Essential supplies for volunteers in the first 10 days of the war



The first week of the war was difficult. Nobody at what we now call Silver Ukraine would have ever thought that saying something like “Before the war started” would become a normal part of our daily chats with friends. But once we understood that the russian rocket strikes were real and relentless, and that we could manage the initial psychological shock of the invasion, we knew that we would stay to defend our beloved city. And so we began to call friends and loved ones to offer support and to coordinate quick action.

In the days immediately after the attacks, some of our friends left Kyiv, hoping to bring their families to a safer place. Some went straight to sign up for service in the Territorial Defense Forces to protect their homes. Some stayed on in their duties with the regular Armed Forces of Ukraine and others continued to stand strong in their work at local hospitals. Meanwhile many other Ukrainians saw that it was critical to start doing something, anything, to help those who were in immediate need. So instead of sitting around and waiting to see how events would unfold, we decided to act.

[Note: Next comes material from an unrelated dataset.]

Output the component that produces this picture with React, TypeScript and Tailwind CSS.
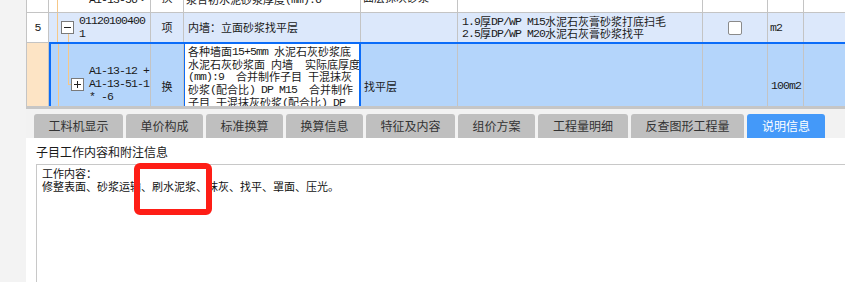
import React from 'react';

// ascii runs get a narrow mono face so they sit at about half the CJK width, like SimSun
const M: React.FC<{ t: string }> = ({ t }) => (
  <>
    {t.split(/([\x20-\x7e]+)/).map((s, i) =>
      /^[\x20-\x7e]+$/.test(s) ? (
        <span key={i} className="font-['Liberation_Mono',monospace] text-[11.5px] tracking-[-0.9px] leading-none">
          {s}
        </span>
      ) : (
        <span key={i} className="leading-none">{s}</span>
      )
    )}
  </>
);

const tabs = [
  { label: '工料机显示', w: 'w-[89px]' },
  { label: '单价构成', w: 'w-[77px]' },
  { label: '标准换算', w: 'w-[77px]' },
  { label: '换算信息', w: 'w-[77px]' },
  { label: '特征及内容', w: 'w-[89px]' },
  { label: '组价方案', w: 'w-[77px]' },
  { label: '工程量明细', w: 'w-[90px]' },
  { label: '反查图形工程量', w: 'w-[113px]' },
  { label: '说明信息', w: 'w-[78px]', active: true },
];

const activeLines = [
  '各种墙面15+5mm 水泥石灰砂浆底',
  '水泥石灰砂浆面 内墙  实际底厚度',
  '(mm):9  合并制作子目 干混抹灰',
  '砂浆(配合比) DP M15  合并制作',
  '子目 干混抹灰砂浆(配合比) DP',
  'M20',
];

const cell = 'shrink-0 border-r border-[#c4c4c4]';
const line = 'h-[13px] flex items-center whitespace-pre';

const App: React.FC = () => {
  return (
    <div className="relative w-[845px] h-[282px] overflow-hidden flex bg-white font-['Noto_Sans_CJK_SC',sans-serif] text-[11px] text-[#1a1a1a]">
      <div className="w-[26px] shrink-0 bg-[#f3f3f3]" />

      <div className="flex-1 flex flex-col min-w-0">
        {/* grid */}
        <div className="h-[106px] overflow-hidden border-l border-[#c4c4c4] flex flex-col">
          {/* partial row above */}
          <div className="h-[13px] shrink-0 flex border-b border-[#c4c4c4] bg-white">
            <div className={`${cell} w-[22px]`} />
            <div className={`${cell} w-[102px] relative flex items-end pb-[6px] pl-[40px] overflow-hidden`}>
              <div className="absolute left-[8px] top-0 bottom-0 w-px bg-[#f6c888]" />
              <div className={line}><M t="A1-13-56···" /></div>
            </div>
            <div className={`${cell} w-[33px] flex items-end justify-center pb-[8px] overflow-hidden`}>
              <div className={line}>换</div>
            </div>
            <div className={`${cell} w-[177px] flex items-end pb-[6px] pl-[2px] overflow-hidden`}>
              <div className={line}><M t="浆合初水泥砂浆厚度(mm):6" /></div>
            </div>
            <div className={`${cell} w-[97px] flex items-end pb-[8px] pl-[2px] overflow-hidden`}>
              <div className={line}>面层抹灰砂浆</div>
            </div>
            <div className={`${cell} w-[245px]`} />
            <div className={`${cell} w-[65px]`} />
            <div className={`${cell} w-[36px]`} />
            <div className="flex-1" />
          </div>

          {/* row 5 */}
          <div className="h-[29px] shrink-0 flex">
            <div className={`${cell} w-[22px] bg-white flex items-center justify-center`}>
              <M t="5" />
            </div>
            <div className="flex-1 flex bg-[#dce8fb]">
              <div className={`${cell} w-[102px] relative pl-[30px] pt-[1px] overflow-hidden`}>
                <div className="absolute left-[8px] top-0 bottom-0 w-px bg-[#f6c888]" />
                <div className="absolute left-[19px] top-[21px] bottom-0 w-px bg-[#f6c888]" />
                <div className="absolute left-[12px] top-[8px] w-[13px] h-[13px] border border-[#7a7a7a] bg-white flex items-center justify-center">
                  <div className="w-[7px] h-px bg-[#222]" />
                </div>
                <div className={line}><M t="01120100400" /></div>
                <div className={line}><M t="1" /></div>
              </div>
              <div className={`${cell} w-[33px] flex items-center justify-center`}>项</div>
              <div className={`${cell} w-[177px] flex items-center pl-[4px] whitespace-nowrap`}>内墙：立面砂浆找平层</div>
              <div className={`${cell} w-[97px]`} />
              <div className={`${cell} w-[245px] flex flex-col justify-center pl-[4px] overflow-hidden`}>
                <div className="h-[12px] flex items-center whitespace-pre"><M t="1.9厚DP/WP M15水泥石灰膏砂浆打底扫毛" /></div>
                <div className="h-[12px] flex items-center whitespace-pre"><M t="2.5厚DP/WP M20水泥石灰膏砂浆找平" /></div>
              </div>
              <div className={`${cell} w-[65px] flex items-center justify-center`}>
                <div className="w-[14px] h-[14px] rounded-[2px] border border-[#8a8a8a] bg-white" />
              </div>
              <div className={`${cell} w-[36px] flex items-center pl-[2px]`}>
                <M t="m2" />
              </div>
              <div className="flex-1" />
            </div>
          </div>

          {/* selected row */}
          <div className="h-[82px] shrink-0 flex">
            <div className={`${cell} w-[22px] bg-[#fde4c5] border-t border-t-[#c4c4c4]`} />
            <div className="flex-1 flex border-t-2 border-l-2 border-[#0b6cf8] bg-[#b4d5fb]">
              <div className={`${cell} w-[100px] relative pl-[38px] pt-[20px] overflow-hidden`}>
                <div className="absolute left-[7px] top-0 bottom-0 w-px bg-[#f6c888]" />
                <div className="absolute left-[17px] top-0 h-[41px] w-px bg-[#f6c888]" />
                <div className="absolute left-[17px] top-[40px] w-[4px] h-px bg-[#f6c888]" />
                <div className="absolute left-[20px] top-[34px] w-[13px] h-[13px] border border-[#7a7a7a] bg-white flex items-center justify-center">
                  <div className="w-[7px] h-px bg-[#222]" />
                  <div className="absolute w-px h-[7px] bg-[#222]" />
                </div>
                <div className={line}><M t="A1-13-12 +" /></div>
                <div className={line}><M t="A1-13-51-1" /></div>
                <div className={line}><M t="* -6" /></div>
              </div>
              <div className={`${cell} w-[33px] flex items-center justify-center pt-[4px]`}>换</div>
              <div className="shrink-0 w-[177px] bg-white border-l border-r-2 border-[#0b6cf8] pl-[3px] pt-[1px] overflow-hidden">
                {activeLines.map((l, i) => (
                  <div key={i} className="h-[12.75px] flex items-center whitespace-pre"><M t={l} /></div>
                ))}
              </div>
              <div className={`${cell} w-[97px] flex items-center pl-[3px] pt-[4px]`}>找平层</div>
              <div className={`${cell} w-[245px]`} />
              <div className={`${cell} w-[65px]`} />
              <div className={`${cell} w-[36px] flex items-center pl-[3px] pt-[4px]`}>
                <M t="100m2" />
              </div>
              <div className="flex-1" />
            </div>
          </div>
        </div>

        <div className="h-[3px] shrink-0 bg-[#c6c6c6]" />

        {/* tabs */}
        <div className="h-[29px] shrink-0 bg-[#f2f2f2] flex items-end gap-[3px] pl-[8px]">
          {tabs.map((t) => (
            <div
              key={t.label}
              className={`${t.w} h-[24px] shrink-0 rounded-t-[3px] flex items-center justify-center text-[12px] ${
                t.active ? 'bg-[#4499f9] text-white' : 'bg-[#bfbfbf] text-[#333]'
              }`}
            >
              {t.label}
            </div>
          ))}
        </div>

        {/* description */}
        <div className="flex-1 bg-white flex flex-col">
          <div className="pl-[10px] pt-[6px] leading-[16px] text-[12px] text-[#1a1a1a]">子目工作内容和附注信息</div>
          <div className="flex-1 ml-[10px] mt-[4px] border-l border-t border-[#c8c8c8] pl-[5px] pt-[2px] text-[11px] text-[#111]">
            <div className="leading-[13px]">工作内容：</div>
            <div className="leading-[13px] whitespace-nowrap">修整表面、砂浆运输、刷水泥浆、抹灰、找平、罩面、压光。</div>
          </div>
        </div>
      </div>

      {/* red annotation box */}
      <div className="absolute left-[134px] top-[163px] w-[78px] h-[52px] rounded-[6px] border-[6px] border-[#fe1e16]" />
    </div>
  );
};

export default App;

It took a couple of days before the governing bodies of the Territorial Defense Forces and the Armed Forces of Ukraine became fully functional. Yet it was clear to us that the provisioning of food and basic supplies was going to be needed from day one. So we began by cooking meals for our defenders and delivering them to those we knew at their posts around Kyiv, along with flasks of warm coffee, blankets, and basic medicines and first aid supplies.

At first we were able to get all that we needed from the nearest grocery stores and shopping malls. But soon gas and other items became scarce, and their prices skyrocketed. After we had spent all the money we had in our personal bank accounts, we posted the first message on social media to ask people for some financial support. And thanks to friends and even total strangers who supported us, in the first 10 days we managed to buy about $5,000 worth of food, coffee, cigarettes, medicines, blankets, sleeping mats, toilet paper, towels, and warm socks, among other items.

No doubt, keeping ourselves busy doing these little things each day kept us all sane. It also put us in touch with a lot of amazing people from different walks of life. Soon they all became part of our network. And we became part of theirs.